Prolonged shutdowns from Harvey could strand shale output

Meenal Vamburkar 8/29/2017

NEW YORK (Bloomberg) -- The mutual dependency of pipeline companies and refiners is being magnified as Tropical Storm Harvey takes its toll on the Gulf Coast, putting at risk the U.S. shale boom.

With a number of refineries in the region closed by the storm, pipelines have fewer places to deliver oil carried from prolific West Texas shale basins. When pipelines close, the refineries still open have less oil to process. Ultimately, producers may find their oil stranded with their route to the coast limited.

A few more days isn’t a problem, according to Libby Toudouze, a partner at Cushing Asset Management LP. But if the Gulf Coast closures continue into and past next week, it could spur a ripple effect across the industry, she said.

"If there’s no place for it to go, you can’t keep jamming more crude into the line," Toudouze said in a telephone interview.

Marathon Petroleum Corp.’s Galveston Bay refinery in Texas City, with a capacity of 451,000 bpd, may be forced to halt production within several days because it is running out of crude, a person familiar with operations said on Monday. Its oil comes via Magellan Midstream Partners LP, which suspended use of its pipeline in the area on Sunday.

Magellan didn’t immediately respond to a request for comment. Marathon declined to comment on operations at its plant.

While the closures don’t affect oil produced offshore in the Gulf of Mexico, producers in the Eagle Ford and Permian basins will eventually feel the pain if refiners and pipelines serving the Houston area -- the heart of the U.S. oil industry -- can’t quickly right themselves, said Rob Thummel, managing director at Tortoise Capital Advisors LLC.

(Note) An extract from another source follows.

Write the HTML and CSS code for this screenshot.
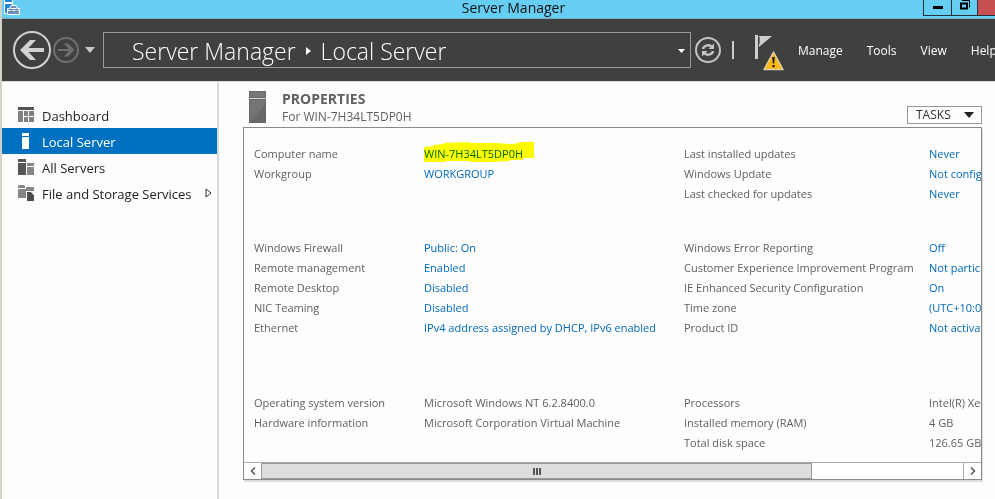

"The longer the duration, the more problems are going to come from disruptions," Thummel said by telephone. "We really have to wait and see."

30 inches of rain

As the Houston area copes with flooding from the storm’s first surge, it remains unclear how much infrastructure is damaged. So far, the hurricane has drenched Houston with as much as 30 in. of rain, with downpours forecast to last through the week.

A major concern is that the storm isn’t yet finished with the Texas coast, according to the National Hurricane Center.

While Harvey retreated to the Gulf of Mexico on Monday, it is poised to regain strength before crashing back on the Texas-Louisiana border, the center reported. The area near the Louisiana line has 1.65 MMbpd of refining capacity, including Exxon Mobil Corp.’s Beaumont plant, according to Andy Lipow, president of Lipow Oil Associates LLC.

Already, the Beaumont facility has lowered its operating rates because of flooding and Motiva is said to be considering shutting down Tuesday, according to people familiar. 

If Harvey causes shutdowns in Louisiana, as much as 30% of U.S. refining capacity overall could be offline, according to a Tudor Pickering Holt & Co. note to clients. In that case, disruptions could last one to two weeks, the note said.

Cautious drillers

Portions of drilling areas are already in a "holding pattern," waiting for pipelines and refineries to come back online, said Scott Hanold, a Minneapolis-based analyst at RBC Capital Markets, in a research note Tuesday.

"While it is premature to speculate on the ultimate impact to our production, we anticipate volumes will be restrained until Gulf Coast and Houston refineries are back online," said Gordon Pennoyer, a spokesman for driller Chesapeake Energy Corp., in a email.

Meanwhile, refiners in other parts of the country unaffected by the storm saw their fortunes rise.

HollyFrontier Corp., which operates across the U.S. Midwest and the Rocky Mountains, led the gains, climbing as much as 9.1%. At the same time, the gasoline crack spread, a rough measure of profit from processing crude into fuel, was up as much as 18% Monday, the most since February, implying higher margins for those refineries that are still operational.